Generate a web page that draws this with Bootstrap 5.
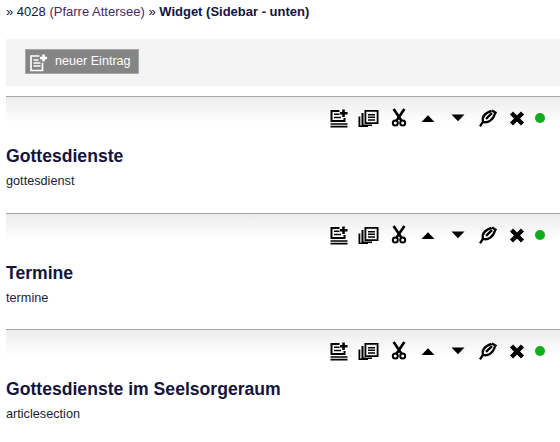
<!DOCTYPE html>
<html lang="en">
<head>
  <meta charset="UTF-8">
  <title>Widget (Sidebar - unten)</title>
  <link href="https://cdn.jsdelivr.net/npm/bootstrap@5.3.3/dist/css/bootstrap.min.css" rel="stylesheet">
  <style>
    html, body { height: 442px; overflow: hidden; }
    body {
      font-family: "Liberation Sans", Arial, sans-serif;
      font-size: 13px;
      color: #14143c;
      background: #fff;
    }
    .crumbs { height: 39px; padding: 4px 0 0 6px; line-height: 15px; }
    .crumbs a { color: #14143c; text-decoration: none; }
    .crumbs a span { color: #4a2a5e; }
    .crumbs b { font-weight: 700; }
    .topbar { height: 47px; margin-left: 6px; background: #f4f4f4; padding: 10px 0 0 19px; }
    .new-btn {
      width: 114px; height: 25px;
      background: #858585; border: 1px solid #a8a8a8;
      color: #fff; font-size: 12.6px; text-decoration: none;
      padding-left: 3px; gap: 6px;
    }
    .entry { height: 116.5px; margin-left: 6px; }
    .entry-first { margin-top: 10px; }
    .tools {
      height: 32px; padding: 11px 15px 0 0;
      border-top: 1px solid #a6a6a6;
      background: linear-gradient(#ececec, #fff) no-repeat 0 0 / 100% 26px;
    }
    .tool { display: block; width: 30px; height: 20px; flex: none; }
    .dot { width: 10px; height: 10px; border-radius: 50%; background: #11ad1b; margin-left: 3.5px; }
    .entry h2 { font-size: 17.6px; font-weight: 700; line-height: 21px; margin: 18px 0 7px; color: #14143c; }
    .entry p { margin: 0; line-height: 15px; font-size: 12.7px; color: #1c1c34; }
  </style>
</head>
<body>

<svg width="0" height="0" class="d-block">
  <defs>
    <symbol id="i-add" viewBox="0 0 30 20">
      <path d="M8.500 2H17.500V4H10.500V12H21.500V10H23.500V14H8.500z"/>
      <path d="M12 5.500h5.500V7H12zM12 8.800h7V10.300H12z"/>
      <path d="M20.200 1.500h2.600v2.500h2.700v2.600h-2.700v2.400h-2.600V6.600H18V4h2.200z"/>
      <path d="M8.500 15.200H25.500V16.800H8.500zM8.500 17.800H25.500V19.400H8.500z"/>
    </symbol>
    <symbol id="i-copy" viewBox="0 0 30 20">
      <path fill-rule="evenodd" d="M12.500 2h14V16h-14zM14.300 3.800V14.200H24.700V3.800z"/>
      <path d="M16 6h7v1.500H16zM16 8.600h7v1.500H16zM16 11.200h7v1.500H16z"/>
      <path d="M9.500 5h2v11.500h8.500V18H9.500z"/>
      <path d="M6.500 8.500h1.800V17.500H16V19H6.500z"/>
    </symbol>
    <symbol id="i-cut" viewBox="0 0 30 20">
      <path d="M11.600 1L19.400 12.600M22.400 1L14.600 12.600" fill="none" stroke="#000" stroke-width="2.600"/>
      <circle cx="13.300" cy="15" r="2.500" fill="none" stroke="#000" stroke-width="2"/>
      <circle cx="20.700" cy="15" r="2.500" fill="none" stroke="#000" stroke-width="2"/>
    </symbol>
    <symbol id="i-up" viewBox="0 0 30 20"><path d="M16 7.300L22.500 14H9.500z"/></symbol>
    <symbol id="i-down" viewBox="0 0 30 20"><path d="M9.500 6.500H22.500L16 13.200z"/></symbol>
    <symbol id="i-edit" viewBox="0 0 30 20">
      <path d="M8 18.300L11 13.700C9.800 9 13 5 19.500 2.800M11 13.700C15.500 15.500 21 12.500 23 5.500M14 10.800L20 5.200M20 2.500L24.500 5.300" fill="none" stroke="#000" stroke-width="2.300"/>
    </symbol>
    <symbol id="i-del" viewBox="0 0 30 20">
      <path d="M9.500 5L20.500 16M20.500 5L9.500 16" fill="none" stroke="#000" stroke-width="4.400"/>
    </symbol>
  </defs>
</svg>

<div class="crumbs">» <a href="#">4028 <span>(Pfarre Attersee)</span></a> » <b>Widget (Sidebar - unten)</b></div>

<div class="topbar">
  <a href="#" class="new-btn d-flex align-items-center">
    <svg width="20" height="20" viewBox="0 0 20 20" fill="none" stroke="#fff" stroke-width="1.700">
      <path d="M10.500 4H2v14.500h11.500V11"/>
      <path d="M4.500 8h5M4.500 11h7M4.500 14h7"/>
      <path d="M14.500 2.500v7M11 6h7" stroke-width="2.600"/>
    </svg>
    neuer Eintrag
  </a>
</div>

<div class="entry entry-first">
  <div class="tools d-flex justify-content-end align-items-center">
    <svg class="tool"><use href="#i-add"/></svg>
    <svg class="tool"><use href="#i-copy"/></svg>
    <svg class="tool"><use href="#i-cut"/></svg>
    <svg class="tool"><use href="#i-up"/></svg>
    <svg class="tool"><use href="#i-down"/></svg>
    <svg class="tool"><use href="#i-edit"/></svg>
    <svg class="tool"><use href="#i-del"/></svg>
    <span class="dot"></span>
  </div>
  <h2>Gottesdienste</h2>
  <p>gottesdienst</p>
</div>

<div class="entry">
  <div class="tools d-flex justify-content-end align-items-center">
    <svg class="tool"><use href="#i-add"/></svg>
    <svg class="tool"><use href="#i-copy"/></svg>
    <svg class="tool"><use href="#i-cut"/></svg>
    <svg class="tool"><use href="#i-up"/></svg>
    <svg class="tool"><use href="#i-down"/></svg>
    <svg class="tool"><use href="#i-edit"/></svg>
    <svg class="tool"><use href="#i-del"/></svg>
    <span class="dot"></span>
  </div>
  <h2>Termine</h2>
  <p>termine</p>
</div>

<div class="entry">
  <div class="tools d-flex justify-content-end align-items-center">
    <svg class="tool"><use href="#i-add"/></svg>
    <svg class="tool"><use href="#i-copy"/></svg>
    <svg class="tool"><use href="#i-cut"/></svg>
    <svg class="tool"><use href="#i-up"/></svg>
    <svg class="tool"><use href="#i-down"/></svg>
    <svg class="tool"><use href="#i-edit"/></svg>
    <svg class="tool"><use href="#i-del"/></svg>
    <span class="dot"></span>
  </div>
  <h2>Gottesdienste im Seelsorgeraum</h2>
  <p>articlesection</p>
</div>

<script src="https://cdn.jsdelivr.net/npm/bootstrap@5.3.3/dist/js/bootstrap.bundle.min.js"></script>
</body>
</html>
○ ○ ○ ○
### DIRECTION
Reproduce the listing above exactly, excluding all pictures.

### FULL SOLUTION
Generate a web page that draws this with Bootstrap 5.
<!DOCTYPE html>
<html lang="en">
<head>
  <meta charset="UTF-8">
  <title>Widget (Sidebar - unten)</title>
  <link href="https://cdn.jsdelivr.net/npm/bootstrap@5.3.3/dist/css/bootstrap.min.css" rel="stylesheet">
  <style>
    html, body { height: 442px; overflow: hidden; }
    body {
      font-family: "Liberation Sans", Arial, sans-serif;
      font-size: 13px;
      color: #14143c;
      background: #fff;
    }
    .crumbs { height: 39px; padding: 4px 0 0 6px; line-height: 15px; }
    .crumbs a { color: #14143c; text-decoration: none; }
    .crumbs a span { color: #4a2a5e; }
    .crumbs b { font-weight: 700; }
    .topbar { height: 47px; margin-left: 6px; background: #f4f4f4; padding: 10px 0 0 19px; }
    .new-btn {
      width: 114px; height: 25px;
      background: #858585; border: 1px solid #a8a8a8;
      color: #fff; font-size: 12.6px; text-decoration: none;
      padding-left: 3px; gap: 6px;
    }
    .entry { height: 116.5px; margin-left: 6px; }
    .entry-first { margin-top: 10px; }
    .tools {
      height: 32px; padding: 11px 15px 0 0;
      border-top: 1px solid #a6a6a6;
      background: linear-gradient(#ececec, #fff) no-repeat 0 0 / 100% 26px;
    }
    .tool { display: block; width: 30px; height: 20px; flex: none; }
    .dot { width: 10px; height: 10px; border-radius: 50%; background: #11ad1b; margin-left: 3.5px; }
    .entry h2 { font-size: 17.6px; font-weight: 700; line-height: 21px; margin: 18px 0 7px; color: #14143c; }
    .entry p { margin: 0; line-height: 15px; font-size: 12.7px; color: #1c1c34; }
  </style>
</head>
<body>

<svg width="0" height="0" class="d-block">
  <defs>
    <symbol id="i-add" viewBox="0 0 30 20">
      <path d="M8.500 2H17.500V4H10.500V12H21.500V10H23.500V14H8.500z"/>
      <path d="M12 5.500h5.500V7H12zM12 8.800h7V10.300H12z"/>
      <path d="M20.200 1.500h2.600v2.500h2.700v2.600h-2.700v2.400h-2.600V6.600H18V4h2.200z"/>
      <path d="M8.500 15.200H25.500V16.800H8.500zM8.500 17.800H25.500V19.400H8.500z"/>
    </symbol>
    <symbol id="i-copy" viewBox="0 0 30 20">
      <path fill-rule="evenodd" d="M12.500 2h14V16h-14zM14.300 3.800V14.200H24.700V3.800z"/>
      <path d="M16 6h7v1.500H16zM16 8.600h7v1.500H16zM16 11.200h7v1.500H16z"/>
      <path d="M9.500 5h2v11.500h8.500V18H9.500z"/>
      <path d="M6.500 8.500h1.800V17.500H16V19H6.500z"/>
    </symbol>
    <symbol id="i-cut" viewBox="0 0 30 20">
      <path d="M11.600 1L19.400 12.600M22.400 1L14.600 12.600" fill="none" stroke="#000" stroke-width="2.600"/>
      <circle cx="13.300" cy="15" r="2.500" fill="none" stroke="#000" stroke-width="2"/>
      <circle cx="20.700" cy="15" r="2.500" fill="none" stroke="#000" stroke-width="2"/>
    </symbol>
    <symbol id="i-up" viewBox="0 0 30 20"><path d="M16 7.300L22.500 14H9.500z"/></symbol>
    <symbol id="i-down" viewBox="0 0 30 20"><path d="M9.500 6.500H22.500L16 13.200z"/></symbol>
    <symbol id="i-edit" viewBox="0 0 30 20">
      <path d="M8 18.300L11 13.700C9.800 9 13 5 19.500 2.800M11 13.700C15.500 15.500 21 12.500 23 5.500M14 10.800L20 5.200M20 2.500L24.500 5.300" fill="none" stroke="#000" stroke-width="2.300"/>
    </symbol>
    <symbol id="i-del" viewBox="0 0 30 20">
      <path d="M9.500 5L20.500 16M20.500 5L9.500 16" fill="none" stroke="#000" stroke-width="4.400"/>
    </symbol>
  </defs>
</svg>

<div class="crumbs">» <a href="#">4028 <span>(Pfarre Attersee)</span></a> » <b>Widget (Sidebar - unten)</b></div>

<div class="topbar">
  <a href="#" class="new-btn d-flex align-items-center">
    <svg width="20" height="20" viewBox="0 0 20 20" fill="none" stroke="#fff" stroke-width="1.700">
      <path d="M10.500 4H2v14.500h11.500V11"/>
      <path d="M4.500 8h5M4.500 11h7M4.500 14h7"/>
      <path d="M14.500 2.500v7M11 6h7" stroke-width="2.600"/>
    </svg>
    neuer Eintrag
  </a>
</div>

<div class="entry entry-first">
  <div class="tools d-flex justify-content-end align-items-center">
    <svg class="tool"><use href="#i-add"/></svg>
    <svg class="tool"><use href="#i-copy"/></svg>
    <svg class="tool"><use href="#i-cut"/></svg>
    <svg class="tool"><use href="#i-up"/></svg>
    <svg class="tool"><use href="#i-down"/></svg>
    <svg class="tool"><use href="#i-edit"/></svg>
    <svg class="tool"><use href="#i-del"/></svg>
    <span class="dot"></span>
  </div>
  <h2>Gottesdienste</h2>
  <p>gottesdienst</p>
</div>

<div class="entry">
  <div class="tools d-flex justify-content-end align-items-center">
    <svg class="tool"><use href="#i-add"/></svg>
    <svg class="tool"><use href="#i-copy"/></svg>
    <svg class="tool"><use href="#i-cut"/></svg>
    <svg class="tool"><use href="#i-up"/></svg>
    <svg class="tool"><use href="#i-down"/></svg>
    <svg class="tool"><use href="#i-edit"/></svg>
    <svg class="tool"><use href="#i-del"/></svg>
    <span class="dot"></span>
  </div>
  <h2>Termine</h2>
  <p>termine</p>
</div>

<div class="entry">
  <div class="tools d-flex justify-content-end align-items-center">
    <svg class="tool"><use href="#i-add"/></svg>
    <svg class="tool"><use href="#i-copy"/></svg>
    <svg class="tool"><use href="#i-cut"/></svg>
    <svg class="tool"><use href="#i-up"/></svg>
    <svg class="tool"><use href="#i-down"/></svg>
    <svg class="tool"><use href="#i-edit"/></svg>
    <svg class="tool"><use href="#i-del"/></svg>
    <span class="dot"></span>
  </div>
  <h2>Gottesdienste im Seelsorgeraum</h2>
  <p>articlesection</p>
</div>

<script src="https://cdn.jsdelivr.net/npm/bootstrap@5.3.3/dist/js/bootstrap.bundle.min.js"></script>
</body>
</html>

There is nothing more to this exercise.